◆ Exercise directions: Which lines hold the word "screenshot"? Copy each of them from the material.

....

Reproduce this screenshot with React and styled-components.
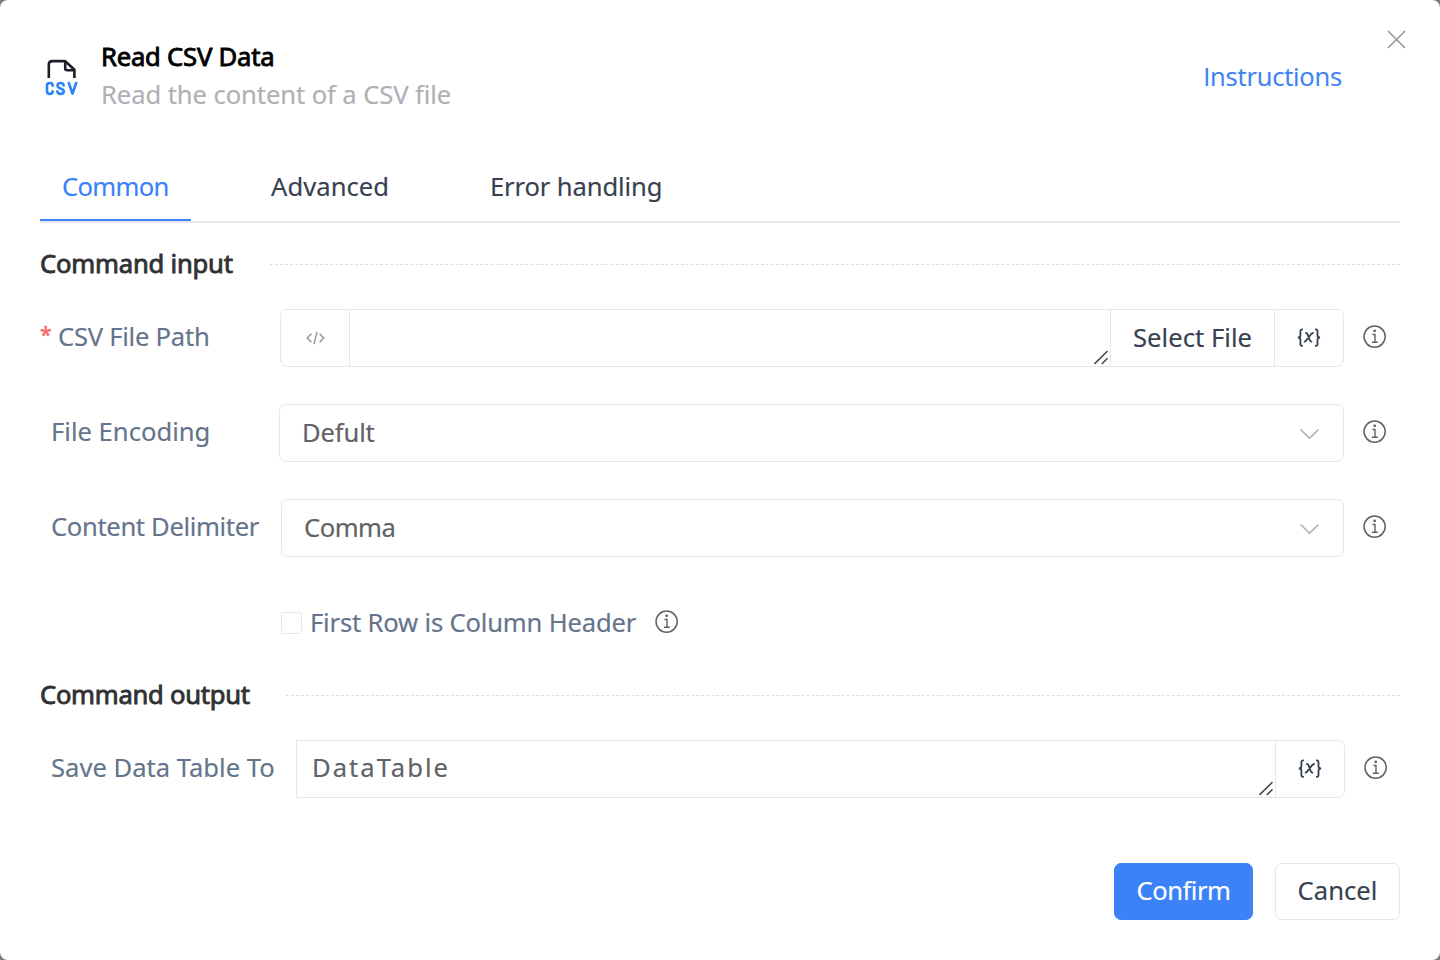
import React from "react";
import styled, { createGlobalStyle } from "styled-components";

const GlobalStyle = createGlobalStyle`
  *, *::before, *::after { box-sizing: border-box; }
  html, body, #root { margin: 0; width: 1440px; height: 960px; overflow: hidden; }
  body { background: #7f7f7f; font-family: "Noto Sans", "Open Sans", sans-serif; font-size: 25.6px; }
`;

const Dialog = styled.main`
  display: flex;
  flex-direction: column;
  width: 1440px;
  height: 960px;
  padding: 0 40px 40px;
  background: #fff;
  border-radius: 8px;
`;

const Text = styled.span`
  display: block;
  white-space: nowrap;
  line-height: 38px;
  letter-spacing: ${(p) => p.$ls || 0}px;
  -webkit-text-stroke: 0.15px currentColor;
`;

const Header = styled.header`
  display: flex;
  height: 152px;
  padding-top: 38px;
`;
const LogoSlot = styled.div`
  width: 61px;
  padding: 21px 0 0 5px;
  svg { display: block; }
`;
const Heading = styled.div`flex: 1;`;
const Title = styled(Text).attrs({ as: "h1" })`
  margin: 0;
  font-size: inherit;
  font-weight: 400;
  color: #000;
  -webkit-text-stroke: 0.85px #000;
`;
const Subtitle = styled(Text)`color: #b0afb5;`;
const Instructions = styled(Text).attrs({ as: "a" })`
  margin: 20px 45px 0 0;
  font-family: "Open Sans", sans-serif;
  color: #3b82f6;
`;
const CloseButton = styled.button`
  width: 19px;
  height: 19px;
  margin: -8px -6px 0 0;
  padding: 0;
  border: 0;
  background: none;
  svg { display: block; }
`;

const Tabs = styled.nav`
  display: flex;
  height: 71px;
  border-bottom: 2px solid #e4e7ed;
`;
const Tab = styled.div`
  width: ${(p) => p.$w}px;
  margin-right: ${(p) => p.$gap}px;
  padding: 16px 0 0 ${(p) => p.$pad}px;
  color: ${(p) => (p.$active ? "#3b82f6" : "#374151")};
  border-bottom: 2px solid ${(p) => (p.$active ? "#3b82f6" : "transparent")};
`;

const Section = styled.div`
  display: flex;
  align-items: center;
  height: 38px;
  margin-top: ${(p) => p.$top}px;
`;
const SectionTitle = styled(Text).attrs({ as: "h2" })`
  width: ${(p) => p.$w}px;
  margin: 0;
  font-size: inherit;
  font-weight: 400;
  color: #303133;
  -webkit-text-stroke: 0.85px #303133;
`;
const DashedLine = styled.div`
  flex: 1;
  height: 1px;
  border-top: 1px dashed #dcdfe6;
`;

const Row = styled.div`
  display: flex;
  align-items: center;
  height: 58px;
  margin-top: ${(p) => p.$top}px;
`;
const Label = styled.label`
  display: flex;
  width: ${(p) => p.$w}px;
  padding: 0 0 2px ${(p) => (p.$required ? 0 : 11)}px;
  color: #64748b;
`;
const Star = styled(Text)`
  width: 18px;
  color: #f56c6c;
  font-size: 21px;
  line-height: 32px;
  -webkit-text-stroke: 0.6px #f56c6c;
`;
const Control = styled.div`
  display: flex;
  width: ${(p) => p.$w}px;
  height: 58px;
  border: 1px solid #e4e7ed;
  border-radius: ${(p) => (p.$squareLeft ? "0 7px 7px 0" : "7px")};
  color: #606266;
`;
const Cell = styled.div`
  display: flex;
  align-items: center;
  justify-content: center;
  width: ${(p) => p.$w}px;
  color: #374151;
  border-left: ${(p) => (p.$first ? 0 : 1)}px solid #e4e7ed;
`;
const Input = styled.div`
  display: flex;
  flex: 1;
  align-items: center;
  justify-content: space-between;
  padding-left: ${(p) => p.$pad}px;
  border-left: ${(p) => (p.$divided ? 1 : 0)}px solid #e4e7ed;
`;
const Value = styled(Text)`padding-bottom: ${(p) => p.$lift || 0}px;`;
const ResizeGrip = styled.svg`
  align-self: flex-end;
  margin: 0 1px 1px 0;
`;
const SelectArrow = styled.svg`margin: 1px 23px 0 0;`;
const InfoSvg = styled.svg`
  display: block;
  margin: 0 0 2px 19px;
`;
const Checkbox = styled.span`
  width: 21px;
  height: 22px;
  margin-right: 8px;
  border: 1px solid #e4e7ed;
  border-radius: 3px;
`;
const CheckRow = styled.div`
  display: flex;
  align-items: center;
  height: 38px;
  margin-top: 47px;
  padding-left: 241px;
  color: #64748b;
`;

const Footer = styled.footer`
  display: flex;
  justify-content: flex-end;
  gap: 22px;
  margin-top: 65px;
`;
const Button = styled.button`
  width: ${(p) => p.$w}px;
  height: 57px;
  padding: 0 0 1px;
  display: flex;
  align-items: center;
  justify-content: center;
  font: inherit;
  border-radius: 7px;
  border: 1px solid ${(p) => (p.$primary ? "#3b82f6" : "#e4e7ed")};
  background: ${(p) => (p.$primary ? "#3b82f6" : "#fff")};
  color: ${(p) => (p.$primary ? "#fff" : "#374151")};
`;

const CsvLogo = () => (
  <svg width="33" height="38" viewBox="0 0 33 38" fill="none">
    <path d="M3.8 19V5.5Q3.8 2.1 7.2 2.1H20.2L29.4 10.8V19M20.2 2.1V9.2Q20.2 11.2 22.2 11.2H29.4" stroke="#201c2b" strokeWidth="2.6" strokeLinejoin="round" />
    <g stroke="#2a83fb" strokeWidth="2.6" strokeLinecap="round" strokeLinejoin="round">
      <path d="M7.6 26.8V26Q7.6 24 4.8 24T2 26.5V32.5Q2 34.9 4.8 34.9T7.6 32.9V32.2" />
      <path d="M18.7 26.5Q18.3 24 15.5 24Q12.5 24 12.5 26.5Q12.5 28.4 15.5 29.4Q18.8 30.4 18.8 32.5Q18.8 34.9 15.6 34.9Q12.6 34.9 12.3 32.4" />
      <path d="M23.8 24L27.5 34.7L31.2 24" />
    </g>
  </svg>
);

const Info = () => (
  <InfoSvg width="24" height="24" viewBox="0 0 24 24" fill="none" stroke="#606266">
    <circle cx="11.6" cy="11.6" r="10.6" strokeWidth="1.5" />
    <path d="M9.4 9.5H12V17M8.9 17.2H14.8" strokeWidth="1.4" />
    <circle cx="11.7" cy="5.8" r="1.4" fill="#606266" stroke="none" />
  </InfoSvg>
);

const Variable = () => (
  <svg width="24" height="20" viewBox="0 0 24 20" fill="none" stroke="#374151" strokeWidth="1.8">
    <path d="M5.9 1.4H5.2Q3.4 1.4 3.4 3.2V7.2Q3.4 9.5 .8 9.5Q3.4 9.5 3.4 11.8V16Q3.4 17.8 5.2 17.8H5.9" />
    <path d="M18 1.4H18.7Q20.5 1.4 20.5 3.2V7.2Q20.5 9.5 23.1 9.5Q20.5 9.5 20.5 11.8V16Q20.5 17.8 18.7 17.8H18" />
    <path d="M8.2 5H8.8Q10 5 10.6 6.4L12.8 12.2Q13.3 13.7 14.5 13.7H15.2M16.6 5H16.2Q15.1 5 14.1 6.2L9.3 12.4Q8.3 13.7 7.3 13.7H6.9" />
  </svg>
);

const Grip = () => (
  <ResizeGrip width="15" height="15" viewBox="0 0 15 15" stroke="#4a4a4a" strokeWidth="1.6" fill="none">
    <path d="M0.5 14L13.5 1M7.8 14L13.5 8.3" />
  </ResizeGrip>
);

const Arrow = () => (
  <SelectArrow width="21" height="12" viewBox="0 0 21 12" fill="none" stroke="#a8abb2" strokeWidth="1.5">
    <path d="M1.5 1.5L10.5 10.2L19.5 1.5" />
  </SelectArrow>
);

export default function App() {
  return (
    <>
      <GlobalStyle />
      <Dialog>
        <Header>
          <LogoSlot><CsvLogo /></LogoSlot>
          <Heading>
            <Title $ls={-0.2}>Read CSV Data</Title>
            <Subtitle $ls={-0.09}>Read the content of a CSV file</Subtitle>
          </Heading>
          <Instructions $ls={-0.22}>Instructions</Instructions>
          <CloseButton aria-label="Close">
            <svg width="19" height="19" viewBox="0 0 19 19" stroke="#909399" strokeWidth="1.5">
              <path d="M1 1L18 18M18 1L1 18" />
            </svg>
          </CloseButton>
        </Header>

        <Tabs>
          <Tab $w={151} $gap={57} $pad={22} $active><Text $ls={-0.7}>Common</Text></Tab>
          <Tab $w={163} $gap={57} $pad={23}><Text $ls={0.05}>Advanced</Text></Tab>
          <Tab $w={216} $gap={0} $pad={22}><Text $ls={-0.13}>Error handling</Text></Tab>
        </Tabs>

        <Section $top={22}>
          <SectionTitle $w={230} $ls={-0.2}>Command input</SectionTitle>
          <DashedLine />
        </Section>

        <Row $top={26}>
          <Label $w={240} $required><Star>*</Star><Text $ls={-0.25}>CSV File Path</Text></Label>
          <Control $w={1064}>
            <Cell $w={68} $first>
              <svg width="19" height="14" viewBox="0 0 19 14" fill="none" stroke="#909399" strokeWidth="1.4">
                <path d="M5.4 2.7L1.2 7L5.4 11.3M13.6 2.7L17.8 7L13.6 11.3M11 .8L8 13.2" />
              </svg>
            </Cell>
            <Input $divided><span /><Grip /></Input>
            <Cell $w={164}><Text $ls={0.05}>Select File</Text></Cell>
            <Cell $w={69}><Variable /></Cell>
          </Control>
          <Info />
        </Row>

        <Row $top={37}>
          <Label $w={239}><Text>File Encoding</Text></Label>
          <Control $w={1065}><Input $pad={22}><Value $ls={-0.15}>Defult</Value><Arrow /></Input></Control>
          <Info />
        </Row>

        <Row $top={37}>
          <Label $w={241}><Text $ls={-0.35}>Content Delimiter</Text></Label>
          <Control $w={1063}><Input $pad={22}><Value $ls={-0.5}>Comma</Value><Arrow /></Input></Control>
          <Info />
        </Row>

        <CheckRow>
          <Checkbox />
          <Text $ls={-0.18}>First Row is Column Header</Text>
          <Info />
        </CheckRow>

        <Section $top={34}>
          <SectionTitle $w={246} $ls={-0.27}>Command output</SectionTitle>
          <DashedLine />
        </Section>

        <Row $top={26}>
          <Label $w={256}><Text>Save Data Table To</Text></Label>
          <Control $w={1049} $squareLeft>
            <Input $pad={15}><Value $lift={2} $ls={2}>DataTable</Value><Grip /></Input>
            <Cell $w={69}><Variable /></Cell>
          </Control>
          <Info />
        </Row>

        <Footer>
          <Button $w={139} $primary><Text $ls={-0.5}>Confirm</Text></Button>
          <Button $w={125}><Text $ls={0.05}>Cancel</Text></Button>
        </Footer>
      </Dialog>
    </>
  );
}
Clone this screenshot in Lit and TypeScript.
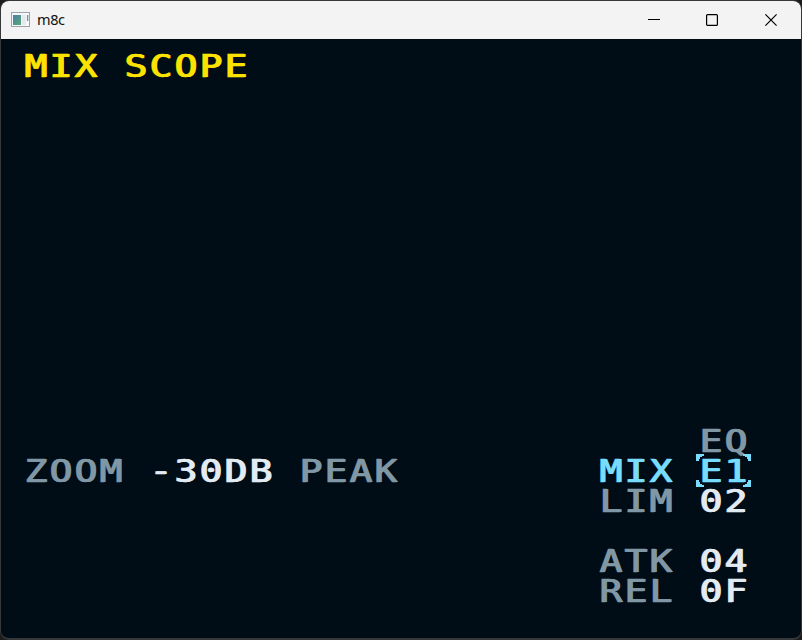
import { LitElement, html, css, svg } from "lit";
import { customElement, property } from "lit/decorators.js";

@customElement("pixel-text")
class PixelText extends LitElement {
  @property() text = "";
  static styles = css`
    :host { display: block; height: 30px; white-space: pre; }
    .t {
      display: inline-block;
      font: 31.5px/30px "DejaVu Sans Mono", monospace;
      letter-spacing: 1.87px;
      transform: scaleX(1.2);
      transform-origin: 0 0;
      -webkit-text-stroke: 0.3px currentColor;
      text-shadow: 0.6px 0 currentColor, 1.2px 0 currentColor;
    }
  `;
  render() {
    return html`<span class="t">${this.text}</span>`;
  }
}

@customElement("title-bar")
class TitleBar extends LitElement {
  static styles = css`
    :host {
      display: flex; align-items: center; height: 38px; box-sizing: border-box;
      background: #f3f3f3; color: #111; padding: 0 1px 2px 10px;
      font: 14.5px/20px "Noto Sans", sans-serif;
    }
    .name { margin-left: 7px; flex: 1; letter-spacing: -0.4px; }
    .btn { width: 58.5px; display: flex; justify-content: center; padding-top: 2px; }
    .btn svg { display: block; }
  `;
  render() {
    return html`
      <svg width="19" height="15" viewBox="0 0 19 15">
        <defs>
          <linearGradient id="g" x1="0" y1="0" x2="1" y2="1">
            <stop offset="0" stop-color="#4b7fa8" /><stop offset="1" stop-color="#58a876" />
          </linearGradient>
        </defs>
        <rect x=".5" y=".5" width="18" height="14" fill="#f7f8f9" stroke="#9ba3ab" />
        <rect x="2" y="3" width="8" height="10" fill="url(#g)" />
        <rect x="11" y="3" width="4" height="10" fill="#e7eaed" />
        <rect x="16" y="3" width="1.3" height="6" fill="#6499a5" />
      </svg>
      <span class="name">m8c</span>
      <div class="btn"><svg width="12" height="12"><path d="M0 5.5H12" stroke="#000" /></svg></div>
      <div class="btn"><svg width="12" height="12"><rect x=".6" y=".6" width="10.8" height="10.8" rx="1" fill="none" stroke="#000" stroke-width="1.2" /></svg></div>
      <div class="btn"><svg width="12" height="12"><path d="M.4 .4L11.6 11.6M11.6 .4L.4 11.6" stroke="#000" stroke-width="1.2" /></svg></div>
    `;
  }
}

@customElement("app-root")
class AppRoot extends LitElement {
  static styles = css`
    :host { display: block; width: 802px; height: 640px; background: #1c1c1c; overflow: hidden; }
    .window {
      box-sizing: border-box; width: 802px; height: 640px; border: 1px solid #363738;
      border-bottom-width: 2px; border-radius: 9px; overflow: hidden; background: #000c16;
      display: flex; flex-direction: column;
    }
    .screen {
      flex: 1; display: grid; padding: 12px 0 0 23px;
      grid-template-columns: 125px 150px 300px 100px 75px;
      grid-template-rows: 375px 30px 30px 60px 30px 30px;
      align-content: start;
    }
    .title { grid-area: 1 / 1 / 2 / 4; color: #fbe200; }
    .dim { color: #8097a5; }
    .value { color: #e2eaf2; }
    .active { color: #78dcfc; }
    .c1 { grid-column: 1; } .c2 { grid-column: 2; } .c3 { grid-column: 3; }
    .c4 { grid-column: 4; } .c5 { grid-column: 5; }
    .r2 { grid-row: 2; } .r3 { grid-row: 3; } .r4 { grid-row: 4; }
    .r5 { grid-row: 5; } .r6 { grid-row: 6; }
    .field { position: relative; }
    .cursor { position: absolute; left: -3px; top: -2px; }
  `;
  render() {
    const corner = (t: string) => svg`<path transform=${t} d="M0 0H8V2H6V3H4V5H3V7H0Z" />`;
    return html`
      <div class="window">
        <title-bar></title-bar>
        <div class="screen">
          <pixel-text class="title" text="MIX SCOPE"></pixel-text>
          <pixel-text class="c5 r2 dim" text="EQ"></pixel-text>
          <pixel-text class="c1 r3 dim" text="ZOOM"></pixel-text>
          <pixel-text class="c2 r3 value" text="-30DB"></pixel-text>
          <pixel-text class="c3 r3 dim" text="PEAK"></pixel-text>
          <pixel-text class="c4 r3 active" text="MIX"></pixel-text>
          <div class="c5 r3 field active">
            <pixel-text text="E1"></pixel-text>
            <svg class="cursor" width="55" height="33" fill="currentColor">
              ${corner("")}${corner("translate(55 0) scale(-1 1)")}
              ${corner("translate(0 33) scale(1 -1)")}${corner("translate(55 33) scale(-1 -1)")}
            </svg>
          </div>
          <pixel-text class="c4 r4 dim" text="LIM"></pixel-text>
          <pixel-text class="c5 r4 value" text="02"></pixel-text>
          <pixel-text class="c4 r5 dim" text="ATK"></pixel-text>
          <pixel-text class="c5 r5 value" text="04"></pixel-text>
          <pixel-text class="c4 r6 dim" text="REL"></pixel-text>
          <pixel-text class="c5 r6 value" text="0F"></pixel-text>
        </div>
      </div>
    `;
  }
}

....

◆ Completed task:
Reproduce this screenshot with React and styled-components.
Clone this screenshot in Lit and TypeScript.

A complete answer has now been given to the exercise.